MARIOU KYRIAKOU CHRISTOPHI

v.

SAVA KYRIAKO CHRISTOPHI.

FAMILY LAW—INHERITANCE—CHANGE OF RELIGION—RIGHT OF MOSLEM DAUGHTER TO SHARE IN INHERITANCE OF CHRISTIAN FATHER—WILLS AND SUCCESSION LAW, 1895, SECS. 13, 43.

The circumstances enumerated in the Wills and Succession Law, 1895, as incapacitating a person, otherwise qualified, from succeeding to an inheritance under that law, are intended to be exhaustive, and cannot be supplemented either from the Sher' law, or from the law of the religious community of the deceased.

In the administration of an estate of an Ottoman Christian difference of creed no longer constitutes an in capacity to succession.

A daughter of Orthodox Christian parents married a Moslem and lived with him for 20 years under a Moslem name, without attending the religious rites of her original community.

HELD: That (even assuming that a formal renunciation of Christianity and acceptance of Islam could be presumed from these facts), such a change of religion did not disqualify her from succeeding to a share in the estate of leer deceased father.

This was an appeal from a judgment of the District Court of Nicosia.

The Plaintiff claimed a share in the estate of her deceased father, as one of his heirs. The Defendants disputed her claim on the ground that she had lost her rights of inheritance by adopting the Moslem religion. The Plaintiff denied that she had adopted the Moslem religion and claimed to be still a Christian.

The Plaintiff was a baptised Christian, but married a Moslem (since deceased) and lived with him 18 years as his wife. She ceased to attend church, and veiled herself, and either assumed or received the name Ayshe. She herself however declared she was still a Christian and appeared in Court in Christian attire. She said: "When I went to "my husband's village I wore a veil, as it was a Turkish village, to please "him. . . I am called Mariou at my village. I don't know if they "call me Ayshe. I never went to the Qadi or Hoja, or before witnesses, "to declare I am a Turk, because I am a Christian. I never kept the "Ramazan by fasting. I am and always was a Christian."

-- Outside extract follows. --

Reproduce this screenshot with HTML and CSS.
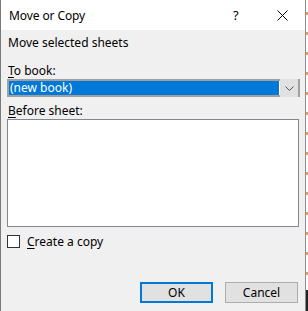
FILE: index.html
```html
<!DOCTYPE html>
<html lang="en">

<head>
  <meta charset="UTF-8">
  <title>Move or Copy</title>
  <link rel="stylesheet" href="styles.css">
</head>

<body>

  <div class="dialog">
    <!-- Title Bar -->
    <div class="titlebar">
      <span class="title">Move or Copy</span>
      <span class="help">?</span>
      <span class="close">
        <svg width="11" height="11" viewBox="0 0 11 11">
          <path d="M0.5 0.5 L10.5 10.5 M10.5 0.5 L0.5 10.5" stroke="#000" stroke-width="1" fill="none" />
        </svg>
      </span>
    </div>

    <!-- Dialog Body -->
    <div class="content">
      <div class="text intro">Move selected sheets</div>

      <div class="text field-label"><u>T</u>o book:</div>
      <div class="combo">
        <div class="combo-value">(new book)</div>
        <div class="combo-arrow">
          <svg width="9" height="5" viewBox="0 0 9 5">
            <path d="M0.5 0.5 L4.5 4.5 L8.5 0.5" stroke="#555" stroke-width="1" fill="none" />
          </svg>
        </div>
      </div>

      <div class="text field-label before"><u>B</u>efore sheet:</div>
      <div class="listbox"></div>

      <label class="check-row">
        <span class="checkbox"></span>
        <span class="text"><u>C</u>reate a copy</span>
      </label>

      <div class="buttons">
        <button class="btn default">OK</button>
        <button class="btn">Cancel</button>
      </div>
    </div>
  </div>

  <div class="backdrop">
    <div class="backdrop-top"></div>
    <div class="backdrop-bottom"></div>
  </div>

</body>

</html>
```

FILE: styles.css
```css
/* General Page */
body {
  margin: 0;
  width: 308px;
  height: 311px;
  display: flex;
  overflow: hidden;
  font-family: 'Noto Sans', 'Open Sans', sans-serif;
  font-size: 12px;
  color: #000;
  background: #fff;
}

/* Dialog Window */
.dialog {
  width: 304px;
  height: 311px;
  border-left: 1px solid #7a7a7a;
  border-right: 1px solid #8c8c8c;
  background: #f0f0f0;
  display: flex;
  flex-direction: column;
}

/* Title Bar */
.titlebar {
  height: 30px;
  background: #fff;
  display: flex;
  align-items: center;
  padding-left: 8px;
  flex-shrink: 0;
}

.title {
  flex: 1;
  letter-spacing: -0.1px;
}

.help {
  width: 12px;
  font-size: 13px;
  margin-right: 32px;
}

.close {
  width: 11px;
  height: 11px;
  margin-right: 17px;
  display: flex;
}

/* Body */
.content {
  padding: 5px 6px 0 6px;
  display: flex;
  flex-direction: column;
  flex: 1;
}

.text {
  line-height: 16px;
  height: 16px;
}

.intro {
  padding-left: 1px;
}

.field-label {
  margin-top: 12px;
  padding-left: 1px;
}

.before {
  margin-top: 6px;
}

u {
  text-underline-offset: 2px;
}

/* Combo Box */
.combo {
  height: 14px;
  border: 2px solid #a0a0a0;
  background: #fff;
  display: flex;
  padding: 0 1px 0 0;
  width: 288px;
}

.combo-value {
  flex: 1;
  margin: 0 1px 0 0;
  background: #0078d7;
  color: #fff;
  line-height: 14px;
  padding-left: 1px;
}

.combo-arrow {
  width: 18px;
  background: #e1e1e1;
  display: flex;
  align-items: center;
  justify-content: center;
  margin: -2px -1px -2px 0;
}

/* List Box */
.listbox {
  height: 106px;
  width: 290px;
  border: 1px solid #828790;
  background: #fff;
}

/* Checkbox */
.check-row {
  display: flex;
  align-items: center;
  margin-top: 8px;
  height: 13px;
}

.checkbox {
  width: 11px;
  height: 11px;
  border: 1px solid #333;
  background: #fff;
  margin-right: 7px;
}

/* Buttons */
.buttons {
  margin-top: auto;
  margin-bottom: 8px;
  display: flex;
  justify-content: flex-end;
  gap: 12px;
  padding-right: 1px;
}

.btn {
  width: 73px;
  height: 21px;
  border: 1px solid #adadad;
  background: #e1e1e1;
  font-family: inherit;
  font-size: 12px;
  padding: 0;
  color: #000;
}

.btn.default {
  border: 2px solid #0078d7;
}

/* Background behind dialog */
.backdrop {
  width: 2px;
  display: flex;
  flex-direction: column;
}

.backdrop-top {
  flex: 1;
  background: repeating-linear-gradient(#fff 0 12px, #d9a35a 12px 15px, #fff 15px 20px);
}

.backdrop-bottom {
  height: 21px;
  background: #222;
}
```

The clerk of the Qadi proved that on the 14th April, 1892, a marriage permit was issued to the woman's husband for his marriage to her under the name of Ayshe Abdullah. He did not know who applied for the permit, but said that such permits were issued on a village certificate that the woman referred to was a Moslem. He admitted however that a Moslem might marry a Christian woman without the latter changing her religion.

Two fetvas from the Mufti of Cyprus were admitted in evidence, the one declaring that it was lawful for a Mahommedan to marry a Christian woman, the other that "a Christian is recognised a Mahommedan when he utters the words: 'I am a Mahommedan.' "

The District Court found that from the woman's conduct she must be taken to have abandoned the Christian religion, and were of opinion that she in consequence thereby in effect became a Moslem, and that by so doing she lost her right of inheritance in the moveable and immoveable property left by her deceased Christian father.

On these grounds they dismissed the action.

The Plaintiff appealed.

Christophides for the Appellant. There is no real proof that this woman ever became a Moslem. But even if she did, the estate of her deceased father descends according to the Law of 1895. The law regards the estate as a sort of legal personality, governed as a single whole by a fresh law superseding the old. The religion of the deceased person is alone material. The law says nothing about the religion of his heirs.

Theodotou: From the woman's change of name, a change even extending to the name of her father, from her neglect of the rites of her church, and from the Qadi's permit a formal acceptance of Islam may be presumed.

It could never have been the intention of the Legislature to remove the bar to inheritance arising from difference in religion with regard to the mulk property of Christians, and yet to leave this bar untouched in the case of the estates of Moslems, and also, even as regards Christians with respect to Arazi-Mirie, (see Land Code, Art. 109). The Law of 1895 did not abolish this fundamental principle of the Sher'. It did abolish in express terms the bar to inheritance resulting from difference of nationality (Sec.12) and by implication it left untouched the bar resulting from difference of religion.

The Court allowed the appeal.

Judgment: THE CHIEF JUSTICE: This appeal must be allowed, and on a very short and simple ground.

In defining the orders of succession to property not disposed of by will, the Law of 1895, in Sec. 43, says: "Subject to the provisions "in this law contained as to the incapacity of persons to inherit any "property of a deceased person . . . the person or persons who "on his death shall become entitled to the legal portion of his property"...shall be as follows."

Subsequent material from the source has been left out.